Thursday Dec 07, 2006

Cedars-Sinai using Sun systems for ground breaking medical research

I'm working in Sun's San Francisco office (you'll remember it as the one with the 70's-era lamp and exit that goes straight into an alley - stunning really).  SF is always good for some wacky pics so I'll post a few if I have time.  In the meanwhile, I wanted to quickly give a heads up on a Sun release that just went out this morning.  Cool stuff.


"Sun Microsystems (NASDAQ: SUNW), the creator of the Solaris™ Operating System (OS), announced today that Cedars-Sinai Medical Center is now using a Sun™ Grid Rack system, comprised of 400 Sun Fire™ x64 servers, Sun StorageTek™ solutions, Sun N1™ software and pre-integrated by Sun Customer Ready Systems, to process and analyze vast amounts of complex data in the pursuit of medical discoveries that could lead to new treatments for life-threatening and chronic diseases. One of the largest academic medical centers in the United States and a leader in clinical research, Cedars-Sinai expects to more than quadruple its previous data processing capacity using the Sun high-performance computing grid, while also decreasing cost and power consumption.

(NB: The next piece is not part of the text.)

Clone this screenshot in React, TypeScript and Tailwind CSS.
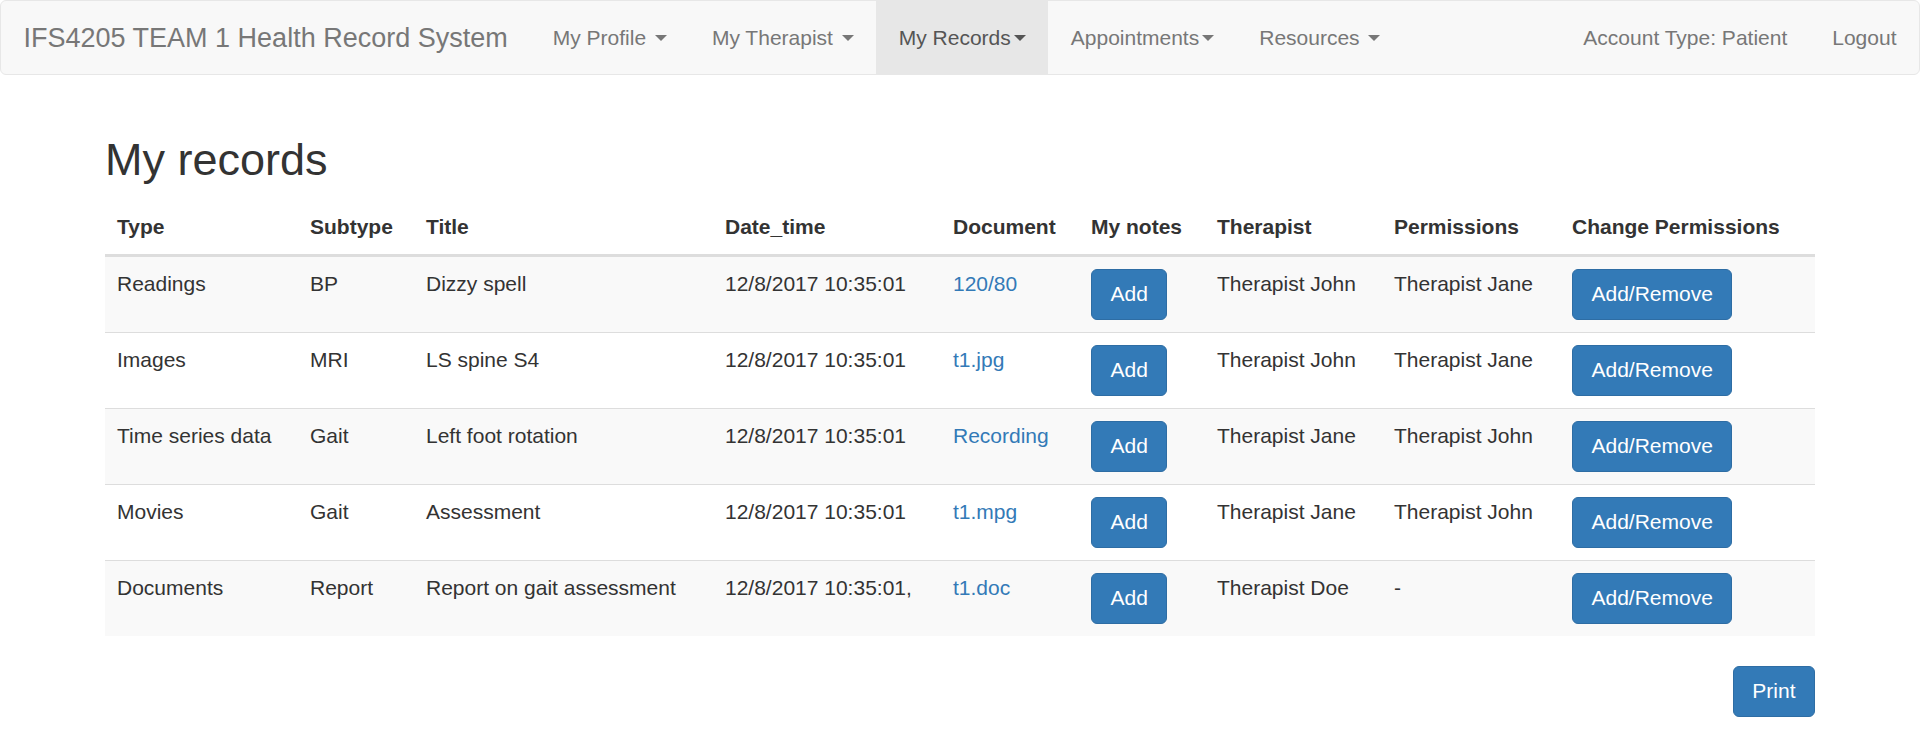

At the new Spielberg Family Center for Applied Proteomics at Cedars-Sinai Medical Center in Los Angeles, researchers are doing highly complex analyses of the proteins in patient blood samples in order to discover and develop treatments—for cancer, heart disease, epilepsy, high cholesterol and other diseases—that are based on an individual’s biochemical makeup and medical history. To undertake this task, Cedars-Sinai sought a supercomputer capable of massive computational power and data storage to process multiple terabytes of raw data daily and reveal patterns that could be correlated to clinical outcomes."

Comments:

A shame, though, to hide such 'cool stuff' beneath such an off-putting, gag-me-with-multisylabbics-and-brand-names 74-word lead sentence. One could have easily pared the second sentence down to be a much snappier and more informative intro that might have attracted more attention.